------ Material

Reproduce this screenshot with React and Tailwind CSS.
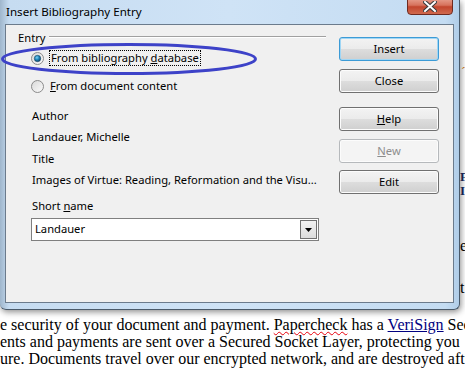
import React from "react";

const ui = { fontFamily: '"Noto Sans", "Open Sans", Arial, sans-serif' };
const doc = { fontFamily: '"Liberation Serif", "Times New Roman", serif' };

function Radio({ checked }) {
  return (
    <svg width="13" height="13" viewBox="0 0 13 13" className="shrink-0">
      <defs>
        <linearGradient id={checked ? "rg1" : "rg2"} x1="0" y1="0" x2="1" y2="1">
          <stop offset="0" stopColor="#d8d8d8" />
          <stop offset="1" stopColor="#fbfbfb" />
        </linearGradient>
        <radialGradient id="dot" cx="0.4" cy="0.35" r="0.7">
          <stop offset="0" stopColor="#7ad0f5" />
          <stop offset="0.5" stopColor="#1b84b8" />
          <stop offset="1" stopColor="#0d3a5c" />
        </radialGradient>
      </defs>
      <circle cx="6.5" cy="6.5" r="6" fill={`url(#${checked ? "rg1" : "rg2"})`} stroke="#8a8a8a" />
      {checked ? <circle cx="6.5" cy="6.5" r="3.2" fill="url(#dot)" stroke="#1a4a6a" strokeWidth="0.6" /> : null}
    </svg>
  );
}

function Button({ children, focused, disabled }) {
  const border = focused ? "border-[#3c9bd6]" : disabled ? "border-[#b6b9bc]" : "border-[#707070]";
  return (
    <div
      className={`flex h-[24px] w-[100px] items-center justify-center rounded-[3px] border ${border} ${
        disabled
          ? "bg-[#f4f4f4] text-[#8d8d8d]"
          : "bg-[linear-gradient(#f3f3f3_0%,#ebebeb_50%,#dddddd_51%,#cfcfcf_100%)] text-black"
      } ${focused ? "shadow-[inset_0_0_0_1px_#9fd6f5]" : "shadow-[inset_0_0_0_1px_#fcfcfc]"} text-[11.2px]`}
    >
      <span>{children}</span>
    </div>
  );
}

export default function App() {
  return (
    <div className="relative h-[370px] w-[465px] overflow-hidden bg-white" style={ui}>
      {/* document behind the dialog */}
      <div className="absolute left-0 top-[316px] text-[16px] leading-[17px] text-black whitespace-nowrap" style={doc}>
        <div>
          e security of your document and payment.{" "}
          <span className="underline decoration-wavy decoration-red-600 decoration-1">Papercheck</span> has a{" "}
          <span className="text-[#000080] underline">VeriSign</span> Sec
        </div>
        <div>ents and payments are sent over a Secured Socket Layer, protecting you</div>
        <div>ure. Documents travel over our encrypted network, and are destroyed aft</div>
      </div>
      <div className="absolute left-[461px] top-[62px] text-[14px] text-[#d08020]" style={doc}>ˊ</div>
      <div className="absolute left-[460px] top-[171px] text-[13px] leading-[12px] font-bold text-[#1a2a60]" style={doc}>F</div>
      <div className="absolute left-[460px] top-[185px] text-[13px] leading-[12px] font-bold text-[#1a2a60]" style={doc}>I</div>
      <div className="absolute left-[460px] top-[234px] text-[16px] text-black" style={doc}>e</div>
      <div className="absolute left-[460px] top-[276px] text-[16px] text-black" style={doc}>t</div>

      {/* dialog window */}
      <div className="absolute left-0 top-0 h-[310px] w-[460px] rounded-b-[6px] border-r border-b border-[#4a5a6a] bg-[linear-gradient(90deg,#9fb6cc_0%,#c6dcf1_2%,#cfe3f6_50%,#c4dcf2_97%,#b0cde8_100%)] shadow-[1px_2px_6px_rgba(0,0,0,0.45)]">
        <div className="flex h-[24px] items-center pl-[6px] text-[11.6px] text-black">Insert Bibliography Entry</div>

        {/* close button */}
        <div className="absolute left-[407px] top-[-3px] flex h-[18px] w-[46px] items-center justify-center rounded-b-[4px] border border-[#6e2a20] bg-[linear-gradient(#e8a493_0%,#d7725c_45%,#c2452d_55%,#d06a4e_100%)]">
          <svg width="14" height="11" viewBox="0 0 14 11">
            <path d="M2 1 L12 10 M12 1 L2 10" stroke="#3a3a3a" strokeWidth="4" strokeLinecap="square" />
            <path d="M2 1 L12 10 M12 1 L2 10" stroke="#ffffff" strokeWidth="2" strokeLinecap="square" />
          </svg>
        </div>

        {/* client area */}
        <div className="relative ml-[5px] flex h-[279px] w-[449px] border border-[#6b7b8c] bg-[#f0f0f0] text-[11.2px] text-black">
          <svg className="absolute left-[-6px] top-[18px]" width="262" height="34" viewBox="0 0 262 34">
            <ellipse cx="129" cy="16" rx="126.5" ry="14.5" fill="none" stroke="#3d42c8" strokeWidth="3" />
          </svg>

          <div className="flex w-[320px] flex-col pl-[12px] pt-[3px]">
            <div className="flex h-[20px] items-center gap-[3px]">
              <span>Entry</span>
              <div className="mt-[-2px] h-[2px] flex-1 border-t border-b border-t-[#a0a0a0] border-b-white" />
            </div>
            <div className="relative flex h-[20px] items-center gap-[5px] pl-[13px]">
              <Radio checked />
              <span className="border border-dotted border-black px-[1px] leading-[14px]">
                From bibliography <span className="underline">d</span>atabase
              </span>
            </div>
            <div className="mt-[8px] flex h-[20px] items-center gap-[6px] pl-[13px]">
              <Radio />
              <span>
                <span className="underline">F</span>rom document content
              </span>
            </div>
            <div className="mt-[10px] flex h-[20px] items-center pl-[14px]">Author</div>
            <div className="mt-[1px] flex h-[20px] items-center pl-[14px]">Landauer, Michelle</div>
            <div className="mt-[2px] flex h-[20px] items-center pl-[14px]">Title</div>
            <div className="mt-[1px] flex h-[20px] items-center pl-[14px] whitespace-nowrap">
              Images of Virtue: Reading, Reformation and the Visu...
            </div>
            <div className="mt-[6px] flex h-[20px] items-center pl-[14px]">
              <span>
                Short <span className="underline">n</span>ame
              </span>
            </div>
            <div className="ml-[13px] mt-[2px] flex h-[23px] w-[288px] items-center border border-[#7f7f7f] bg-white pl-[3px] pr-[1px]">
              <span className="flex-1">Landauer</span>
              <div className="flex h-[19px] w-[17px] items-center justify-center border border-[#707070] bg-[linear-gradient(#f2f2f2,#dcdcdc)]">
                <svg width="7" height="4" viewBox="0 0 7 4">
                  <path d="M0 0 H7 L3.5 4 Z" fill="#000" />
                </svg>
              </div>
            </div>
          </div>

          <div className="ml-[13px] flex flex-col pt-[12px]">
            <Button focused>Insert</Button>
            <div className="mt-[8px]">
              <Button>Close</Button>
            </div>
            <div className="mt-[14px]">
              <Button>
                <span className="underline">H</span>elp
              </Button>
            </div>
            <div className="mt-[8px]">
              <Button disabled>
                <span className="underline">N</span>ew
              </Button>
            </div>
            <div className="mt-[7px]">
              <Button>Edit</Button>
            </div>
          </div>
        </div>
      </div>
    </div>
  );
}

------------

Work to be completed » Reproduce the listing word for word and omit its pictures.

Reply to the exercise »
Reproduce this screenshot with React and Tailwind CSS.
import React from "react";

const ui = { fontFamily: '"Noto Sans", "Open Sans", Arial, sans-serif' };
const doc = { fontFamily: '"Liberation Serif", "Times New Roman", serif' };

function Radio({ checked }) {
  return (
    <svg width="13" height="13" viewBox="0 0 13 13" className="shrink-0">
      <defs>
        <linearGradient id={checked ? "rg1" : "rg2"} x1="0" y1="0" x2="1" y2="1">
          <stop offset="0" stopColor="#d8d8d8" />
          <stop offset="1" stopColor="#fbfbfb" />
        </linearGradient>
        <radialGradient id="dot" cx="0.4" cy="0.35" r="0.7">
          <stop offset="0" stopColor="#7ad0f5" />
          <stop offset="0.5" stopColor="#1b84b8" />
          <stop offset="1" stopColor="#0d3a5c" />
        </radialGradient>
      </defs>
      <circle cx="6.5" cy="6.5" r="6" fill={`url(#${checked ? "rg1" : "rg2"})`} stroke="#8a8a8a" />
      {checked ? <circle cx="6.5" cy="6.5" r="3.2" fill="url(#dot)" stroke="#1a4a6a" strokeWidth="0.6" /> : null}
    </svg>
  );
}

function Button({ children, focused, disabled }) {
  const border = focused ? "border-[#3c9bd6]" : disabled ? "border-[#b6b9bc]" : "border-[#707070]";
  return (
    <div
      className={`flex h-[24px] w-[100px] items-center justify-center rounded-[3px] border ${border} ${
        disabled
          ? "bg-[#f4f4f4] text-[#8d8d8d]"
          : "bg-[linear-gradient(#f3f3f3_0%,#ebebeb_50%,#dddddd_51%,#cfcfcf_100%)] text-black"
      } ${focused ? "shadow-[inset_0_0_0_1px_#9fd6f5]" : "shadow-[inset_0_0_0_1px_#fcfcfc]"} text-[11.2px]`}
    >
      <span>{children}</span>
    </div>
  );
}

export default function App() {
  return (
    <div className="relative h-[370px] w-[465px] overflow-hidden bg-white" style={ui}>
      {/* document behind the dialog */}
      <div className="absolute left-0 top-[316px] text-[16px] leading-[17px] text-black whitespace-nowrap" style={doc}>
        <div>
          e security of your document and payment.{" "}
          <span className="underline decoration-wavy decoration-red-600 decoration-1">Papercheck</span> has a{" "}
          <span className="text-[#000080] underline">VeriSign</span> Sec
        </div>
        <div>ents and payments are sent over a Secured Socket Layer, protecting you</div>
        <div>ure. Documents travel over our encrypted network, and are destroyed aft</div>
      </div>
      <div className="absolute left-[461px] top-[62px] text-[14px] text-[#d08020]" style={doc}>ˊ</div>
      <div className="absolute left-[460px] top-[171px] text-[13px] leading-[12px] font-bold text-[#1a2a60]" style={doc}>F</div>
      <div className="absolute left-[460px] top-[185px] text-[13px] leading-[12px] font-bold text-[#1a2a60]" style={doc}>I</div>
      <div className="absolute left-[460px] top-[234px] text-[16px] text-black" style={doc}>e</div>
      <div className="absolute left-[460px] top-[276px] text-[16px] text-black" style={doc}>t</div>

      {/* dialog window */}
      <div className="absolute left-0 top-0 h-[310px] w-[460px] rounded-b-[6px] border-r border-b border-[#4a5a6a] bg-[linear-gradient(90deg,#9fb6cc_0%,#c6dcf1_2%,#cfe3f6_50%,#c4dcf2_97%,#b0cde8_100%)] shadow-[1px_2px_6px_rgba(0,0,0,0.45)]">
        <div className="flex h-[24px] items-center pl-[6px] text-[11.6px] text-black">Insert Bibliography Entry</div>

        {/* close button */}
        <div className="absolute left-[407px] top-[-3px] flex h-[18px] w-[46px] items-center justify-center rounded-b-[4px] border border-[#6e2a20] bg-[linear-gradient(#e8a493_0%,#d7725c_45%,#c2452d_55%,#d06a4e_100%)]">
          <svg width="14" height="11" viewBox="0 0 14 11">
            <path d="M2 1 L12 10 M12 1 L2 10" stroke="#3a3a3a" strokeWidth="4" strokeLinecap="square" />
            <path d="M2 1 L12 10 M12 1 L2 10" stroke="#ffffff" strokeWidth="2" strokeLinecap="square" />
          </svg>
        </div>

        {/* client area */}
        <div className="relative ml-[5px] flex h-[279px] w-[449px] border border-[#6b7b8c] bg-[#f0f0f0] text-[11.2px] text-black">
          <svg className="absolute left-[-6px] top-[18px]" width="262" height="34" viewBox="0 0 262 34">
            <ellipse cx="129" cy="16" rx="126.5" ry="14.5" fill="none" stroke="#3d42c8" strokeWidth="3" />
          </svg>

          <div className="flex w-[320px] flex-col pl-[12px] pt-[3px]">
            <div className="flex h-[20px] items-center gap-[3px]">
              <span>Entry</span>
              <div className="mt-[-2px] h-[2px] flex-1 border-t border-b border-t-[#a0a0a0] border-b-white" />
            </div>
            <div className="relative flex h-[20px] items-center gap-[5px] pl-[13px]">
              <Radio checked />
              <span className="border border-dotted border-black px-[1px] leading-[14px]">
                From bibliography <span className="underline">d</span>atabase
              </span>
            </div>
            <div className="mt-[8px] flex h-[20px] items-center gap-[6px] pl-[13px]">
              <Radio />
              <span>
                <span className="underline">F</span>rom document content
              </span>
            </div>
            <div className="mt-[10px] flex h-[20px] items-center pl-[14px]">Author</div>
            <div className="mt-[1px] flex h-[20px] items-center pl-[14px]">Landauer, Michelle</div>
            <div className="mt-[2px] flex h-[20px] items-center pl-[14px]">Title</div>
            <div className="mt-[1px] flex h-[20px] items-center pl-[14px] whitespace-nowrap">
              Images of Virtue: Reading, Reformation and the Visu...
            </div>
            <div className="mt-[6px] flex h-[20px] items-center pl-[14px]">
              <span>
                Short <span className="underline">n</span>ame
              </span>
            </div>
            <div className="ml-[13px] mt-[2px] flex h-[23px] w-[288px] items-center border border-[#7f7f7f] bg-white pl-[3px] pr-[1px]">
              <span className="flex-1">Landauer</span>
              <div className="flex h-[19px] w-[17px] items-center justify-center border border-[#707070] bg-[linear-gradient(#f2f2f2,#dcdcdc)]">
                <svg width="7" height="4" viewBox="0 0 7 4">
                  <path d="M0 0 H7 L3.5 4 Z" fill="#000" />
                </svg>
              </div>
            </div>
          </div>

          <div className="ml-[13px] flex flex-col pt-[12px]">
            <Button focused>Insert</Button>
            <div className="mt-[8px]">
              <Button>Close</Button>
            </div>
            <div className="mt-[14px]">
              <Button>
                <span className="underline">H</span>elp
              </Button>
            </div>
            <div className="mt-[8px]">
              <Button disabled>
                <span className="underline">N</span>ew
              </Button>
            </div>
            <div className="mt-[7px]">
              <Button>Edit</Button>
            </div>
          </div>
        </div>
      </div>
    </div>
  );
}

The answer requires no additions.